**WORK INSTRUCTIONS:**
Repeat the whole listing exactly.
______
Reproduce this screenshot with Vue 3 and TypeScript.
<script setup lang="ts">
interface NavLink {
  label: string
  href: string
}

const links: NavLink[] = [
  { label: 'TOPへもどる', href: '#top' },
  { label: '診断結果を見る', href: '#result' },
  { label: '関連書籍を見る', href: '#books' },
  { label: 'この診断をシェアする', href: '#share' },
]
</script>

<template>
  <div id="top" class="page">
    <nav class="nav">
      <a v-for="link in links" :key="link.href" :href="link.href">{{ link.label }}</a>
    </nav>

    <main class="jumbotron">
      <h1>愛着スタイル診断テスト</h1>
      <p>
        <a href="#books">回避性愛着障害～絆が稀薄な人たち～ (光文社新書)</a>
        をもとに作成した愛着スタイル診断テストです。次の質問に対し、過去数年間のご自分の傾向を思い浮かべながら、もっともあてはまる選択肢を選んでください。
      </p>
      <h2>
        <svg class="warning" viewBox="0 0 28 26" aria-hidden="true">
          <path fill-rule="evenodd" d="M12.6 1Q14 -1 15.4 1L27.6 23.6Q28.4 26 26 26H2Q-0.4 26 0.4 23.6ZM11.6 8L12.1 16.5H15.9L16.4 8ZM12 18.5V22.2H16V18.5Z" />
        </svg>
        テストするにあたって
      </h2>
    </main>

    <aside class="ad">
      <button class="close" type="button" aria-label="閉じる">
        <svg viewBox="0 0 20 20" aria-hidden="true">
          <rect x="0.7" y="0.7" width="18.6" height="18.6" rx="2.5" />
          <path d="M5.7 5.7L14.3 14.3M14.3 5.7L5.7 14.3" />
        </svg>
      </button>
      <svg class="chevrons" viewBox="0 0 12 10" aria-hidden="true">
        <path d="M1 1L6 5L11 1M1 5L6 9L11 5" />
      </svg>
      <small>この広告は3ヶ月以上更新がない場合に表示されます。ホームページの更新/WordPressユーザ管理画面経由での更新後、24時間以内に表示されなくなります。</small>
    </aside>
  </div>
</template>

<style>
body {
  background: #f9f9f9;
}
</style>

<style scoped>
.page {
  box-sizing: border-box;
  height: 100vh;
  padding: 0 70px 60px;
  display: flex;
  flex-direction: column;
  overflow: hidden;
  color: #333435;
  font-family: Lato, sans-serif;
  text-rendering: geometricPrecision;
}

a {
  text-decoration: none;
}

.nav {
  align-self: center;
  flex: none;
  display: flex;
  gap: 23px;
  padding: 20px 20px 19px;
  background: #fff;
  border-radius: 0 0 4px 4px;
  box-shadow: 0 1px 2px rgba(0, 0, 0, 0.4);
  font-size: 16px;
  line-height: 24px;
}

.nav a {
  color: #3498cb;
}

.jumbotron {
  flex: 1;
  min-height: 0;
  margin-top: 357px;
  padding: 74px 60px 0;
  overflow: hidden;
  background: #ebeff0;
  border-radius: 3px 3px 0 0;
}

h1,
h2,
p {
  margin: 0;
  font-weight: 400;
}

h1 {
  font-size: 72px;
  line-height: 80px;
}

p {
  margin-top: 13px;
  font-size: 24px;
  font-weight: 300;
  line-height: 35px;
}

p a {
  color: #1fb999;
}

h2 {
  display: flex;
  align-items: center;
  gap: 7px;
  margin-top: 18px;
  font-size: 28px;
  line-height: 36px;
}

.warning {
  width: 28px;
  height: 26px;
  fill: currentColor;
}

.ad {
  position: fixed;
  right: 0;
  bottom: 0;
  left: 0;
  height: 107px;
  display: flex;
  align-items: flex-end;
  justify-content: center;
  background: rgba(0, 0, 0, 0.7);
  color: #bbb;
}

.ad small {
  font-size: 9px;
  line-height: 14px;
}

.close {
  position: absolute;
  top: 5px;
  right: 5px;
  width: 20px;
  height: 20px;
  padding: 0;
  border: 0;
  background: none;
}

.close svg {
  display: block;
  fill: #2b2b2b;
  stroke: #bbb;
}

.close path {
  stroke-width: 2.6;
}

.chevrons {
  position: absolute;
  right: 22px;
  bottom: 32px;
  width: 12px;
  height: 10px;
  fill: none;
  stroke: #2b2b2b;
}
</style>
______
**CORRECT RESPONSE:**
Reproduce this screenshot with Vue 3 and TypeScript.
<script setup lang="ts">
interface NavLink {
  label: string
  href: string
}

const links: NavLink[] = [
  { label: 'TOPへもどる', href: '#top' },
  { label: '診断結果を見る', href: '#result' },
  { label: '関連書籍を見る', href: '#books' },
  { label: 'この診断をシェアする', href: '#share' },
]
</script>

<template>
  <div id="top" class="page">
    <nav class="nav">
      <a v-for="link in links" :key="link.href" :href="link.href">{{ link.label }}</a>
    </nav>

    <main class="jumbotron">
      <h1>愛着スタイル診断テスト</h1>
      <p>
        <a href="#books">回避性愛着障害～絆が稀薄な人たち～ (光文社新書)</a>
        をもとに作成した愛着スタイル診断テストです。次の質問に対し、過去数年間のご自分の傾向を思い浮かべながら、もっともあてはまる選択肢を選んでください。
      </p>
      <h2>
        <svg class="warning" viewBox="0 0 28 26" aria-hidden="true">
          <path fill-rule="evenodd" d="M12.6 1Q14 -1 15.4 1L27.6 23.6Q28.4 26 26 26H2Q-0.4 26 0.4 23.6ZM11.6 8L12.1 16.5H15.9L16.4 8ZM12 18.5V22.2H16V18.5Z" />
        </svg>
        テストするにあたって
      </h2>
    </main>

    <aside class="ad">
      <button class="close" type="button" aria-label="閉じる">
        <svg viewBox="0 0 20 20" aria-hidden="true">
          <rect x="0.7" y="0.7" width="18.6" height="18.6" rx="2.5" />
          <path d="M5.7 5.7L14.3 14.3M14.3 5.7L5.7 14.3" />
        </svg>
      </button>
      <svg class="chevrons" viewBox="0 0 12 10" aria-hidden="true">
        <path d="M1 1L6 5L11 1M1 5L6 9L11 5" />
      </svg>
      <small>この広告は3ヶ月以上更新がない場合に表示されます。ホームページの更新/WordPressユーザ管理画面経由での更新後、24時間以内に表示されなくなります。</small>
    </aside>
  </div>
</template>

<style>
body {
  background: #f9f9f9;
}
</style>

<style scoped>
.page {
  box-sizing: border-box;
  height: 100vh;
  padding: 0 70px 60px;
  display: flex;
  flex-direction: column;
  overflow: hidden;
  color: #333435;
  font-family: Lato, sans-serif;
  text-rendering: geometricPrecision;
}

a {
  text-decoration: none;
}

.nav {
  align-self: center;
  flex: none;
  display: flex;
  gap: 23px;
  padding: 20px 20px 19px;
  background: #fff;
  border-radius: 0 0 4px 4px;
  box-shadow: 0 1px 2px rgba(0, 0, 0, 0.4);
  font-size: 16px;
  line-height: 24px;
}

.nav a {
  color: #3498cb;
}

.jumbotron {
  flex: 1;
  min-height: 0;
  margin-top: 357px;
  padding: 74px 60px 0;
  overflow: hidden;
  background: #ebeff0;
  border-radius: 3px 3px 0 0;
}

h1,
h2,
p {
  margin: 0;
  font-weight: 400;
}

h1 {
  font-size: 72px;
  line-height: 80px;
}

p {
  margin-top: 13px;
  font-size: 24px;
  font-weight: 300;
  line-height: 35px;
}

p a {
  color: #1fb999;
}

h2 {
  display: flex;
  align-items: center;
  gap: 7px;
  margin-top: 18px;
  font-size: 28px;
  line-height: 36px;
}

.warning {
  width: 28px;
  height: 26px;
  fill: currentColor;
}

.ad {
  position: fixed;
  right: 0;
  bottom: 0;
  left: 0;
  height: 107px;
  display: flex;
  align-items: flex-end;
  justify-content: center;
  background: rgba(0, 0, 0, 0.7);
  color: #bbb;
}

.ad small {
  font-size: 9px;
  line-height: 14px;
}

.close {
  position: absolute;
  top: 5px;
  right: 5px;
  width: 20px;
  height: 20px;
  padding: 0;
  border: 0;
  background: none;
}

.close svg {
  display: block;
  fill: #2b2b2b;
  stroke: #bbb;
}

.close path {
  stroke-width: 2.6;
}

.chevrons {
  position: absolute;
  right: 22px;
  bottom: 32px;
  width: 12px;
  height: 10px;
  fill: none;
  stroke: #2b2b2b;
}
</style>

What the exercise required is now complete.